Micro-arc oxidation is developed on the basis of anodizing technology, and the formed coating performs better than conventional anodizing.

By matching and adjusting electrolyte composition and electrical parameters, the process relies on the instantaneous high temperature and high pressure generated by arc discharge. It grows a modified ceramic coating dominated by base metal oxides and supplemented by electrolyte components on the surface of valve metals such as aluminum, magnesium, titanium and their alloys. Its corrosion resistance and wear resistance are significantly superior to traditional anodizing.

Advantages

Extremely high hardness (close to ceramic grade), top-tier wear and corrosion resistance, excellent electrical insulation, and strong bonding between the coating and substrate. It can greatly improve the surface emissivity of aluminum alloy.

Disadvantages

High processing cost; thicker coating leads to lower thermal conductivity compared with anodizing; available colors are mostly off-white or dark gray.

Applications

Widely adopted for heat sinks in special scenarios with stringent requirements for wear and corrosion resistance, such as military, aerospace and harsh industrial environments.

FAQ

How to Choose Between Aluminum Extrusion and Skived Fin?

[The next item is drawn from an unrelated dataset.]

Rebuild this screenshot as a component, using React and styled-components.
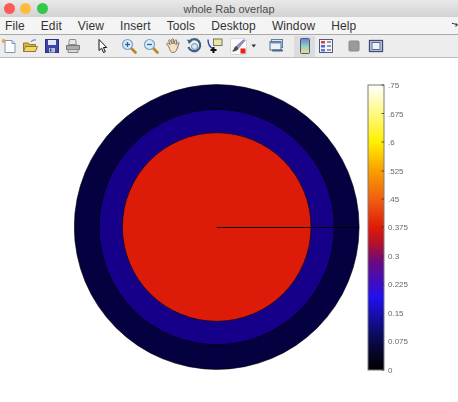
import React from 'react'
import styled, { createGlobalStyle } from 'styled-components';

const GlobalStyle = createGlobalStyle`
  html, body { margin: 0; padding: 0; background: #fff; }
  body { font-family: "Liberation Sans", Arial, sans-serif; }
  * { box-sizing: border-box; }
`;

const Window = styled.div`
  width: 458px;
  height: 402px;
  display: flex;
  flex-direction: column;
  overflow: hidden;
  background: #fff;
`;

const TitleBar = styled.div`
  height: 17px;
  flex: none;
  display: flex;
  align-items: center;
  position: relative;
  background: linear-gradient(#e9e9e9, #d2d2d2);
`;

const Lights = styled.div`
  display: flex;
  gap: 5.5px;
  padding-left: 3.5px;
`;

const Light = styled.span`
  width: 11px;
  height: 11px;
  border-radius: 50%;
  background: ${(p) => p.$color};
`;

const Title = styled.div`
  position: absolute;
  left: 0;
  right: 0;
  text-align: center;
  font-size: 11px;
  color: #4c4c4c;
`;

const MenuBar = styled.div`
  height: 18px;
  flex: none;
  display: flex;
  align-items: center;
  gap: 16px;
  padding-left: 5px;
  position: relative;
  background: #f4f4f4;
  border-bottom: 1px solid #a9a9a9;
  font-size: 12px;
  color: #333;
`;

const MenuItem = styled.span`
  letter-spacing: 0.1px;
`;

const MenuArrow = styled.svg`
  position: absolute;
  right: 0;
  top: 5px;
`;

const Toolbar = styled.div`
  height: 23px;
  flex: none;
  display: flex;
  align-items: center;
  background: #ededed;
  border-bottom: 1px solid #bdbdbd;
`;

const ToolButton = styled.div`
  flex: none;
  width: ${(p) => p.$width || 21}px;
  height: 21px;
  margin-left: ${(p) => p.$ml || 0}px;
  display: flex;
  align-items: center;
  justify-content: center;
  background: ${(p) => (p.$active ? '#dcdcdc' : 'transparent')};
  svg { filter: blur(0.3px); }
`;

const Figure = styled.div`
  flex: 1;
  background: #fff;
`;

const Canvas = styled.svg`
  display: block;
  filter: blur(0.25px);
`;

const Icon = ({ children, w = 16, h = 16 }) => (
    <svg width={w} height={h} viewBox={`0 0 ${w} ${h}`}>{children}</svg>
)

const NewIcon = () => (
    <Icon>
        <path d="M4 2.500h7l3 3v9H4z" fill="#fff" stroke="#7d97b8" />
        <path d="M11 2.500v3h3" fill="#dfe8f2" stroke="#7d97b8" />
        <circle cx="2.600" cy="3" r="2" fill="#f0a050" />
    </Icon>
)

const OpenIcon = () => (
    <Icon>
        <path d="M1.500 5h5l1 1.500h6v7h-12z" fill="#d9b23c" stroke="#8c7a35" />
        <path d="M1.500 13.500l2-5h12l-2 5z" fill="#f4d664" stroke="#8c7a35" />
        <path d="M9 4c1-2 3-2.500 5-2" fill="none" stroke="#6d8fb5" strokeWidth="1.200" />
    </Icon>
)

const SaveIcon = () => (
    <Icon>
        <rect x="1.500" y="1.500" width="13" height="13" fill="#3c46a8" stroke="#2a3080" />
        <rect x="4" y="2" width="8" height="5" fill="#e4e8f4" />
        <rect x="5" y="10" width="6" height="4.500" fill="#b8bdd8" />
        <rect x="6" y="10.500" width="1.500" height="3" fill="#3c46a8" />
    </Icon>
)

const PrintIcon = () => (
    <Icon>
        <path d="M4.500 1.500h6l1 5h-8z" fill="#e8e8e8" stroke="#8d8d8d" />
        <path d="M1.500 7.500h13v4h-13z" fill="#a9adb0" stroke="#777" />
        <path d="M3 11.500h10v3H3z" fill="#d8d8d8" stroke="#888" />
    </Icon>
)

const PointerIcon = () => (
    <Icon>
        <path d="M5 1.500v11l2.600-2.300 1.900 4.300 1.800-.8-1.900-4.200h3.300z" fill="#fff" stroke="#111" strokeLinejoin="round" />
    </Icon>
)

const ZoomIcon = ({ minus }) => (
    <Icon>
        <path d="M9.500 9.500l5 5" stroke="#b98a1e" strokeWidth="2.600" strokeLinecap="round" />
        <circle cx="6.500" cy="6.500" r="5" fill="#d9ecfa" stroke="#7ea2c4" strokeWidth="1.200" />
        <path d="M4 6.500h5" stroke="#2f5fa8" strokeWidth="1.300" />
        {!minus && <path d="M6.500 4v5" stroke="#2f5fa8" strokeWidth="1.300" />}
    </Icon>
)

const HandIcon = () => (
    <Icon>
        <path
            d="M4 9L2 6.500c-.8-1 .5-2 1.500-1.200L5 6.800 3.800 3c-.3-1.300 1.300-1.700 1.800-.5L7 6 6.800 1.800c0-1.300 1.700-1.300 1.800 0L9 6l1-3.500c.4-1.200 1.900-.8 1.700.4L11 6.800l1.500-2c.8-1 2-.2 1.400 1L12 11c-.6 2-1.800 3.500-4 3.500-2 0-3-1.500-4-5.500z"
            fill="#f6e0c0"
            stroke="#7a7468"
            strokeLinejoin="round"
        />
    </Icon>
)

const RotateIcon = () => (
    <Icon>
        <path d="M3.500 3.500A6 6 0 1 1 2.500 9" fill="none" stroke="#3f5f86" strokeWidth="2.200" />
        <path d="M1 1.500l5.500 1-3.500 3.500z" fill="#3f5f86" />
        <circle cx="8.500" cy="8.500" r="3" fill="#dbe5ef" stroke="#6f8aa8" />
    </Icon>
)

const CursorIcon = () => (
    <Icon>
        <rect x="6.500" y="1" width="8.500" height="6.500" fill="#e8e7a8" stroke="#77775a" />
        <path d="M1 1.500c0 5 2 8 5.500 9.500" fill="none" stroke="#2430b8" strokeWidth="1.300" />
        <path d="M6.500 9v6M3.500 12h6" stroke="#111" strokeWidth="2" />
    </Icon>
)

const BrushIcon = () => (
    <Icon w={17} h={17}>
        <rect x="0.500" y="0.500" width="16" height="16" rx="1.500" fill="#fbfbfb" stroke="#d8d8d8" />
        <path d="M14 1.500L7 7.500l2 2 6-7z" fill="#9a93c8" stroke="#57528a" strokeWidth="0.600" />
        <path d="M6.500 8c-2.500.5-2 3-4.500 5.500 3 .5 6-1 6.800-3.500z" fill="#4d4d4d" />
        <rect x="10.500" y="10.500" width="5" height="5" fill="#ee1c1c" />
    </Icon>
)

const ArrowIcon = () => (
    <Icon w={6} h={4}>
        <path d="M.5 .5h4.500L2.750 3.500z" fill="#333" />
    </Icon>
)

const LinkIcon = () => (
    <Icon>
        <rect x="2.500" y="1.500" width="11" height="8" fill="#dfe6ee" stroke="#5f7da0" />
        <rect x="1" y="3.500" width="11" height="8.500" fill="#eef2f6" stroke="#4f6f95" />
        <rect x="1" y="3.500" width="11" height="2" fill="#6c8db3" />
        <path d="M4 12.500h4M9 12.500h4" stroke="#46678e" strokeWidth="2.200" strokeLinecap="round" />
    </Icon>
)

const ColorbarIcon = () => (
    <Icon>
        <defs>
            <linearGradient id="barIcon" x1="0" y1="0" x2="0" y2="1">
                <stop offset="0" stopColor="#6f7bd8" />
                <stop offset="0.500" stopColor="#8fd0c0" />
                <stop offset="1" stopColor="#f4e080" />
            </linearGradient>
        </defs>
        <rect x="3.500" y="0.500" width="9" height="15" rx="1" fill="url(#barIcon)" stroke="#49597c" />
    </Icon>
)

const LegendIcon = () => (
    <Icon>
        <rect x="1.500" y="1.500" width="13" height="13" fill="#f6f6fa" stroke="#4d5a80" />
        <rect x="3" y="3" width="4" height="2.500" fill="#e0383c" />
        <rect x="3" y="7" width="4" height="2.500" fill="#4f5fe0" />
        <rect x="3" y="11" width="4" height="2.500" fill="#5f6fe8" />
        <path d="M9 4h4M9 8h4M9 12h4" stroke="#333c5a" />
    </Icon>
)

const HideIcon = () => (
    <Icon>
        <rect x="3" y="3" width="10" height="10" rx="1" fill="#9a9a9a" stroke="#8a8a8a" />
    </Icon>
)

const ShowIcon = () => (
    <Icon>
        <rect x="1.500" y="2.500" width="13" height="11" fill="#c7d0ea" stroke="#3d4c74" strokeWidth="1.300" />
        <rect x="4" y="4.500" width="8" height="7" fill="#eef1f8" stroke="#5a6a90" />
    </Icon>
)

const menus = ['File', 'Edit', 'View', 'Insert', 'Tools', 'Desktop', 'Window', 'Help'];

const tools = [
    { icon: <NewIcon />, ml: -2 },
    { icon: <OpenIcon /> },
    { icon: <SaveIcon />, ml: 1 },
    { icon: <PrintIcon /> },
    { icon: <PointerIcon />, ml: 8.5 },
    { icon: <ZoomIcon />, ml: 6 },
    { icon: <ZoomIcon minus />, ml: 1 },
    { icon: <HandIcon />, ml: 0.5 },
    { icon: <RotateIcon />, ml: 0.5 },
    { icon: <CursorIcon /> },
    { icon: <BrushIcon />, ml: 2 },
    { icon: <ArrowIcon />, ml: 2, width: 6 },
    { icon: <LinkIcon />, ml: 9.5 },
    { icon: <ColorbarIcon />, ml: 7, active: true },
    { icon: <LegendIcon />, ml: 0.5 },
    { icon: <HideIcon />, ml: 7 },
    { icon: <ShowIcon />, ml: 0.5 },
];

// y values are page rows minus the 58px of chrome above the figure
const ticks = [
    { label: '.75', y: 27 },
    { label: '.675', y: 55.5 },
    { label: '.6', y: 84 },
    { label: '.525', y: 113 },
    { label: '.45', y: 141 },
    { label: '0.375', y: 169 },
    { label: '0.3', y: 198 },
    { label: '0.225', y: 226 },
    { label: '0.15', y: 255 },
    { label: '0.075', y: 283 },
    { label: '0', y: 312 },
];

function Plot() {
    return (
        <Canvas width="458" height="344" viewBox="0 0 458 344">
            <defs>
                <linearGradient id="hot" x1="0" y1="0" x2="0" y2="1">
                    <stop offset="0" stopColor="#ffffff" />
                    <stop offset="0.2" stopColor="#fff000" />
                    <stop offset="0.3" stopColor="#f8a000" />
                    <stop offset="0.4" stopColor="#f06010" />
                    <stop offset="0.5" stopColor="#e01a08" />
                    <stop offset="0.56" stopColor="#b01030" />
                    <stop offset="0.62" stopColor="#6a0a80" />
                    <stop offset="0.745" stopColor="#2010f0" />
                    <stop offset="0.89" stopColor="#0a0a50" />
                    <stop offset="1" stopColor="#000000" />
                </linearGradient>
            </defs>
            <circle cx="216.7" cy="169" r="142.400" fill="#05003f" stroke="#000" strokeWidth="0.6" />
            <circle cx="216.7" cy="169" r="117.600" fill="#16008a" stroke="#000" strokeWidth="0.6" />
            <circle cx="216.7" cy="169" r="94.300" fill="#dc1c08" stroke="#000" strokeWidth="0.6" />
            <line x1="216.7" y1="169.5" x2="359" y2="169.5" stroke="#000" strokeWidth="0.9" />
            <rect x="368" y="27" width="16" height="285" fill="url(#hot)" stroke="#7a7a7a" strokeWidth="1" />
            {ticks.map((t) => (
                <g key={t.label}>
                    <line x1="381.5" y1={t.y} x2="384" y2={t.y} stroke="#333" strokeWidth="0.8" />
                    <text x="388" y={t.y + 3} fontSize="8" fill="#666" fontFamily="Liberation Sans, Arial, sans-serif">{t.label}</text>
                </g>
            ))}
        </Canvas>
    )
}

function App() {
    return (
        <Window>
            <GlobalStyle />
            <TitleBar>
                <Lights>
                    <Light $color="#fc5b57" />
                    <Light $color="#fdbc40" />
                    <Light $color="#34c84a" />
                </Lights>
                <Title>whole Rab overlap</Title>
            </TitleBar>
            <MenuBar>
                {menus.map((m) => <MenuItem key={m}>{m}</MenuItem>)}
                <MenuArrow width="6" height="6" viewBox="0 0 6 6">
                    <path d="M0 1.500c2-1 3 2 5 1.500M3.500 1l2 2-2 1.500" fill="none" stroke="#222" strokeWidth="1" />
                </MenuArrow>
            </MenuBar>
            <Toolbar>
                {tools.map((t, i) => (
                    <ToolButton key={i} $ml={t.ml} $width={t.width} $active={t.active}>{t.icon}</ToolButton>
                ))}
            </Toolbar>
            <Figure>
                <Plot />
            </Figure>
        </Window>
    )
}

export default App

Power ≤ 200W, tight budget, large mass production → Aluminum Extrusion.

Power > 200W, limited size, ultra-dense fins required → Skived Fin.

Mid-range budget, cost-performance priority → Zipper Fin (Clipped Fin).

What is the proper fin pitch?

Natural convection: 5–10 mm:(Too dense leads to high air resistance; too sparse results in insufficient heat dissipation area.)

Forced air cooling: 1.5–5 mm:(High airflow velocity allows dense fins to increase heat exchange area.)

Why Do Die-Cast Heat Sinks Have Poor Thermal Conductivity?

Die-cast aluminum (ADC12) contains high levels of silicon and iron, with thermal conductivity only around 96 W/m·K, compared to approximately 180 W/m·K for 6063 aluminum extrusion.

Internal porosity and shrinkage cavities block heat transfer and also reduce structural strength.